→ **Required task**
The material below should be written out in full and exactly; pictures stay out of the copy.

→ **Front-end source files**
[start]

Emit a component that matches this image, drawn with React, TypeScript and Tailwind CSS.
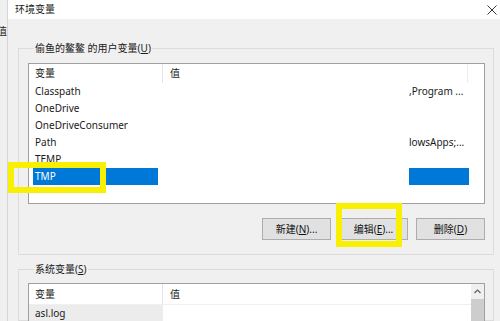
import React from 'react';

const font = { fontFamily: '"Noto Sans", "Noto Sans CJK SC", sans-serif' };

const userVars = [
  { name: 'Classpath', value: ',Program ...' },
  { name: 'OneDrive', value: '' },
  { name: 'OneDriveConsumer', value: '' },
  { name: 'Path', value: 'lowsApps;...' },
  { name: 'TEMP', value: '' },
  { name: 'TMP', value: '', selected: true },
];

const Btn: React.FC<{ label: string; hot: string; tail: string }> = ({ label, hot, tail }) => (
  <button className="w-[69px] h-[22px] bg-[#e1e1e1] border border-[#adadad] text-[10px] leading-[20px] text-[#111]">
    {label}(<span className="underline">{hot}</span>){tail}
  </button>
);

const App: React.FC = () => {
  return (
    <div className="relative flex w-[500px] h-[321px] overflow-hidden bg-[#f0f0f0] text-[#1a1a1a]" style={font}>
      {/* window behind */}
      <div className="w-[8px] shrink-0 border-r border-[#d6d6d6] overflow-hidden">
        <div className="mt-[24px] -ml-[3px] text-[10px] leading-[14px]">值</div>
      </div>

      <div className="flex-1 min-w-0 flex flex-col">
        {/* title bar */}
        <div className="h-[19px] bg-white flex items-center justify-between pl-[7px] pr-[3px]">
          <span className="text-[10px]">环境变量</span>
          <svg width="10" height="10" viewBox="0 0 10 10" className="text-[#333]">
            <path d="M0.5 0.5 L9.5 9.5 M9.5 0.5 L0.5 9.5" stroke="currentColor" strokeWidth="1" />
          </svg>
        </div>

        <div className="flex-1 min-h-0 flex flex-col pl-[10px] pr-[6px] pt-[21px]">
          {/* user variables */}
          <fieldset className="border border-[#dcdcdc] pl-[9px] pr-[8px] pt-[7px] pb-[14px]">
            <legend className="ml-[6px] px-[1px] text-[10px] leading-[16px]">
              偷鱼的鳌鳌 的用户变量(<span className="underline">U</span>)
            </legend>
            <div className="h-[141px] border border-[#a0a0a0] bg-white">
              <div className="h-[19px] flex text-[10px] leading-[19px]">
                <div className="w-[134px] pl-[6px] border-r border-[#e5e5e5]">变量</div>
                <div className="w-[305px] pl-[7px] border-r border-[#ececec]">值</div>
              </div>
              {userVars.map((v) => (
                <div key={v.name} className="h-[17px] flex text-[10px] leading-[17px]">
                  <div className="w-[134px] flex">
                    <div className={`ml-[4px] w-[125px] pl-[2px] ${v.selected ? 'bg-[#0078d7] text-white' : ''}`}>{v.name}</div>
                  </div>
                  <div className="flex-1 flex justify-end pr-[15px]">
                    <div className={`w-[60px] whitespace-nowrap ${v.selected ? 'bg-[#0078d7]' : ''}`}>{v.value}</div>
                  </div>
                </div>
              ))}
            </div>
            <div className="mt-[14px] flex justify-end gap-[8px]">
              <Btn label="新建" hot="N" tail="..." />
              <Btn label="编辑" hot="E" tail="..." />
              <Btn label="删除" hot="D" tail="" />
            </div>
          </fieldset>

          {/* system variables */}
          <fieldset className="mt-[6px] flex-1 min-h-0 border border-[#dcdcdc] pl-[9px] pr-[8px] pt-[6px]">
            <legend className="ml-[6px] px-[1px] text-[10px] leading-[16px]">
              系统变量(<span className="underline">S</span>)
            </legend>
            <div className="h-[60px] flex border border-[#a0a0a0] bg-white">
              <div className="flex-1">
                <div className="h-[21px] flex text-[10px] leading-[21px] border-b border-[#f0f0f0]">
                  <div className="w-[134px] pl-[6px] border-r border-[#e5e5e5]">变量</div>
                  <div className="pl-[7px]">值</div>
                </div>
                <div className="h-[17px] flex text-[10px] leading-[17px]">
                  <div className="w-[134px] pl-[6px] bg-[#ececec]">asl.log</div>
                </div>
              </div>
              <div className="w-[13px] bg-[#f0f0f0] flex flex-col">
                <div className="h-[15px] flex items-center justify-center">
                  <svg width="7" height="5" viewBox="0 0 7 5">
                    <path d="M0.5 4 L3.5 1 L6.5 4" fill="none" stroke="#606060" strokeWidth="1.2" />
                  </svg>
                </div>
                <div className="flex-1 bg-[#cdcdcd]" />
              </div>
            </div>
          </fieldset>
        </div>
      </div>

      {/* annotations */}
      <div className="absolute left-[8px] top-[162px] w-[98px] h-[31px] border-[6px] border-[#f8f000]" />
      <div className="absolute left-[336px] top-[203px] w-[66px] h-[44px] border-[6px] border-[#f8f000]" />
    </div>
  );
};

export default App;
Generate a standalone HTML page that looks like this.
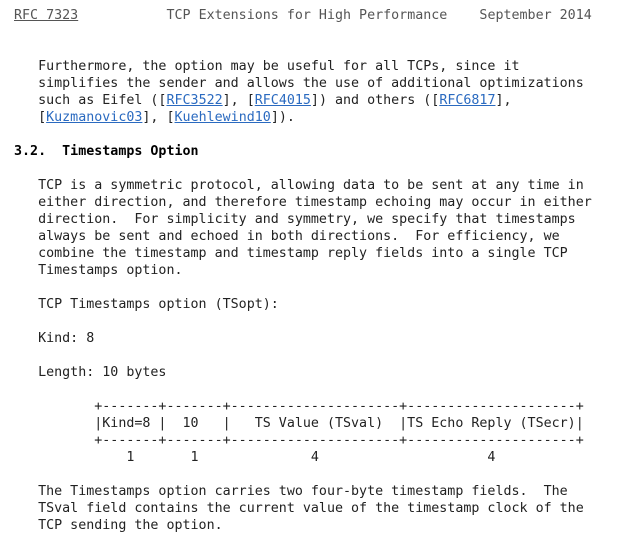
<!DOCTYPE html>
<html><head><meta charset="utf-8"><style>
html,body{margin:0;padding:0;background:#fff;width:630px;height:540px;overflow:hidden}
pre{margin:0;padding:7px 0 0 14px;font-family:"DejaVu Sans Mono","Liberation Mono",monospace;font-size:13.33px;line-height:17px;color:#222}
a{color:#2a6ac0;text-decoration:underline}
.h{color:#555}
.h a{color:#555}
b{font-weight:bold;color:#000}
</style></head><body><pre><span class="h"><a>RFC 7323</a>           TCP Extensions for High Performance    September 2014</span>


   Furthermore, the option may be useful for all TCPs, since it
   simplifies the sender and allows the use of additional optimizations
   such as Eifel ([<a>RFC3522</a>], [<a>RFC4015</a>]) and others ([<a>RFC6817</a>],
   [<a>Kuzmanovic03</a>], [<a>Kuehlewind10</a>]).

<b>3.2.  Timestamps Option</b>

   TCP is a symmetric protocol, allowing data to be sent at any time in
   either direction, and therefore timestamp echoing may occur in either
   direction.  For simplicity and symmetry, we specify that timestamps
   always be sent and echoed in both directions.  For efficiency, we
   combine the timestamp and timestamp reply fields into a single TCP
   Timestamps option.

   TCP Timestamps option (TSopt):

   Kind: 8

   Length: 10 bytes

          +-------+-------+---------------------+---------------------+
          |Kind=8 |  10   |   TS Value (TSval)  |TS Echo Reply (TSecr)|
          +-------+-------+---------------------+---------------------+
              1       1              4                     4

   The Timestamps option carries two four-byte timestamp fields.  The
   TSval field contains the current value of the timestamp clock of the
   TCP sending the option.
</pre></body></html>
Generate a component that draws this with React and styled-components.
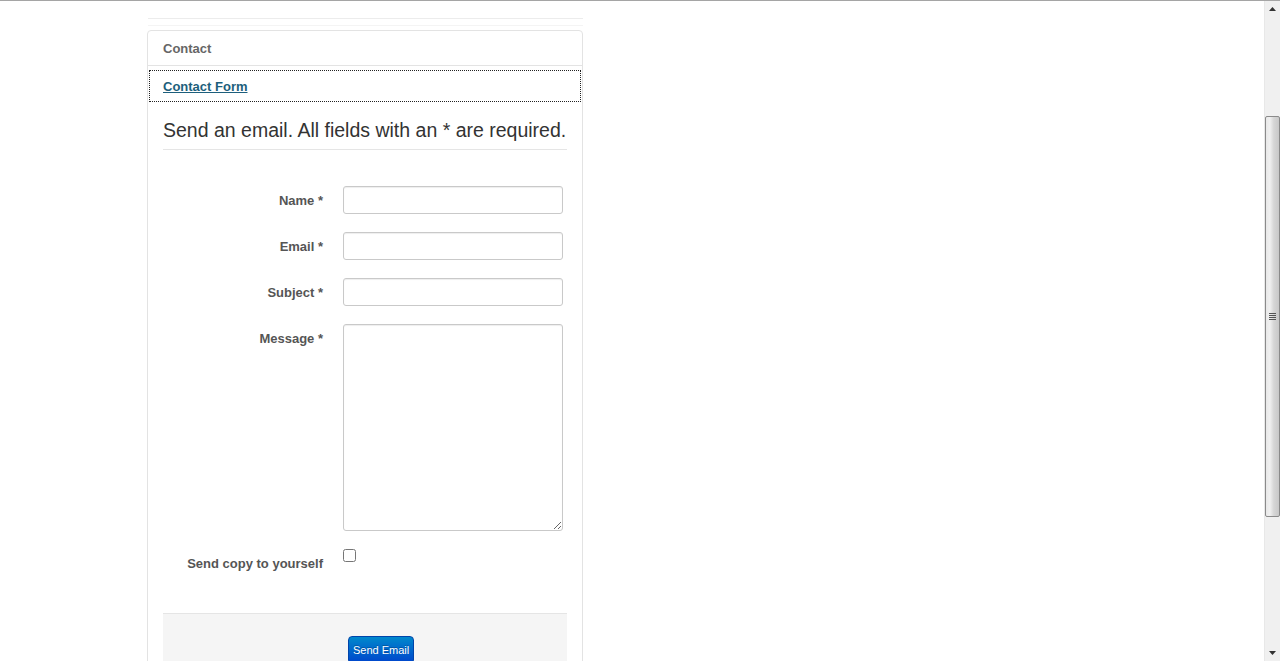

[end]

→ **Solution to this task**
Emit a component that matches this image, drawn with React, TypeScript and Tailwind CSS.
import React from 'react';

const font = { fontFamily: '"Noto Sans", "Noto Sans CJK SC", sans-serif' };

const userVars = [
  { name: 'Classpath', value: ',Program ...' },
  { name: 'OneDrive', value: '' },
  { name: 'OneDriveConsumer', value: '' },
  { name: 'Path', value: 'lowsApps;...' },
  { name: 'TEMP', value: '' },
  { name: 'TMP', value: '', selected: true },
];

const Btn: React.FC<{ label: string; hot: string; tail: string }> = ({ label, hot, tail }) => (
  <button className="w-[69px] h-[22px] bg-[#e1e1e1] border border-[#adadad] text-[10px] leading-[20px] text-[#111]">
    {label}(<span className="underline">{hot}</span>){tail}
  </button>
);

const App: React.FC = () => {
  return (
    <div className="relative flex w-[500px] h-[321px] overflow-hidden bg-[#f0f0f0] text-[#1a1a1a]" style={font}>
      {/* window behind */}
      <div className="w-[8px] shrink-0 border-r border-[#d6d6d6] overflow-hidden">
        <div className="mt-[24px] -ml-[3px] text-[10px] leading-[14px]">值</div>
      </div>

      <div className="flex-1 min-w-0 flex flex-col">
        {/* title bar */}
        <div className="h-[19px] bg-white flex items-center justify-between pl-[7px] pr-[3px]">
          <span className="text-[10px]">环境变量</span>
          <svg width="10" height="10" viewBox="0 0 10 10" className="text-[#333]">
            <path d="M0.5 0.5 L9.5 9.5 M9.5 0.5 L0.5 9.5" stroke="currentColor" strokeWidth="1" />
          </svg>
        </div>

        <div className="flex-1 min-h-0 flex flex-col pl-[10px] pr-[6px] pt-[21px]">
          {/* user variables */}
          <fieldset className="border border-[#dcdcdc] pl-[9px] pr-[8px] pt-[7px] pb-[14px]">
            <legend className="ml-[6px] px-[1px] text-[10px] leading-[16px]">
              偷鱼的鳌鳌 的用户变量(<span className="underline">U</span>)
            </legend>
            <div className="h-[141px] border border-[#a0a0a0] bg-white">
              <div className="h-[19px] flex text-[10px] leading-[19px]">
                <div className="w-[134px] pl-[6px] border-r border-[#e5e5e5]">变量</div>
                <div className="w-[305px] pl-[7px] border-r border-[#ececec]">值</div>
              </div>
              {userVars.map((v) => (
                <div key={v.name} className="h-[17px] flex text-[10px] leading-[17px]">
                  <div className="w-[134px] flex">
                    <div className={`ml-[4px] w-[125px] pl-[2px] ${v.selected ? 'bg-[#0078d7] text-white' : ''}`}>{v.name}</div>
                  </div>
                  <div className="flex-1 flex justify-end pr-[15px]">
                    <div className={`w-[60px] whitespace-nowrap ${v.selected ? 'bg-[#0078d7]' : ''}`}>{v.value}</div>
                  </div>
                </div>
              ))}
            </div>
            <div className="mt-[14px] flex justify-end gap-[8px]">
              <Btn label="新建" hot="N" tail="..." />
              <Btn label="编辑" hot="E" tail="..." />
              <Btn label="删除" hot="D" tail="" />
            </div>
          </fieldset>

          {/* system variables */}
          <fieldset className="mt-[6px] flex-1 min-h-0 border border-[#dcdcdc] pl-[9px] pr-[8px] pt-[6px]">
            <legend className="ml-[6px] px-[1px] text-[10px] leading-[16px]">
              系统变量(<span className="underline">S</span>)
            </legend>
            <div className="h-[60px] flex border border-[#a0a0a0] bg-white">
              <div className="flex-1">
                <div className="h-[21px] flex text-[10px] leading-[21px] border-b border-[#f0f0f0]">
                  <div className="w-[134px] pl-[6px] border-r border-[#e5e5e5]">变量</div>
                  <div className="pl-[7px]">值</div>
                </div>
                <div className="h-[17px] flex text-[10px] leading-[17px]">
                  <div className="w-[134px] pl-[6px] bg-[#ececec]">asl.log</div>
                </div>
              </div>
              <div className="w-[13px] bg-[#f0f0f0] flex flex-col">
                <div className="h-[15px] flex items-center justify-center">
                  <svg width="7" height="5" viewBox="0 0 7 5">
                    <path d="M0.5 4 L3.5 1 L6.5 4" fill="none" stroke="#606060" strokeWidth="1.2" />
                  </svg>
                </div>
                <div className="flex-1 bg-[#cdcdcd]" />
              </div>
            </div>
          </fieldset>
        </div>
      </div>

      {/* annotations */}
      <div className="absolute left-[8px] top-[162px] w-[98px] h-[31px] border-[6px] border-[#f8f000]" />
      <div className="absolute left-[336px] top-[203px] w-[66px] h-[44px] border-[6px] border-[#f8f000]" />
    </div>
  );
};

export default App;
Generate a standalone HTML page that looks like this.
<!DOCTYPE html>
<html><head><meta charset="utf-8"><style>
html,body{margin:0;padding:0;background:#fff;width:630px;height:540px;overflow:hidden}
pre{margin:0;padding:7px 0 0 14px;font-family:"DejaVu Sans Mono","Liberation Mono",monospace;font-size:13.33px;line-height:17px;color:#222}
a{color:#2a6ac0;text-decoration:underline}
.h{color:#555}
.h a{color:#555}
b{font-weight:bold;color:#000}
</style></head><body><pre><span class="h"><a>RFC 7323</a>           TCP Extensions for High Performance    September 2014</span>


   Furthermore, the option may be useful for all TCPs, since it
   simplifies the sender and allows the use of additional optimizations
   such as Eifel ([<a>RFC3522</a>], [<a>RFC4015</a>]) and others ([<a>RFC6817</a>],
   [<a>Kuzmanovic03</a>], [<a>Kuehlewind10</a>]).

<b>3.2.  Timestamps Option</b>

   TCP is a symmetric protocol, allowing data to be sent at any time in
   either direction, and therefore timestamp echoing may occur in either
   direction.  For simplicity and symmetry, we specify that timestamps
   always be sent and echoed in both directions.  For efficiency, we
   combine the timestamp and timestamp reply fields into a single TCP
   Timestamps option.

   TCP Timestamps option (TSopt):

   Kind: 8

   Length: 10 bytes

          +-------+-------+---------------------+---------------------+
          |Kind=8 |  10   |   TS Value (TSval)  |TS Echo Reply (TSecr)|
          +-------+-------+---------------------+---------------------+
              1       1              4                     4

   The Timestamps option carries two four-byte timestamp fields.  The
   TSval field contains the current value of the timestamp clock of the
   TCP sending the option.
</pre></body></html>
Generate a component that draws this with React and styled-components.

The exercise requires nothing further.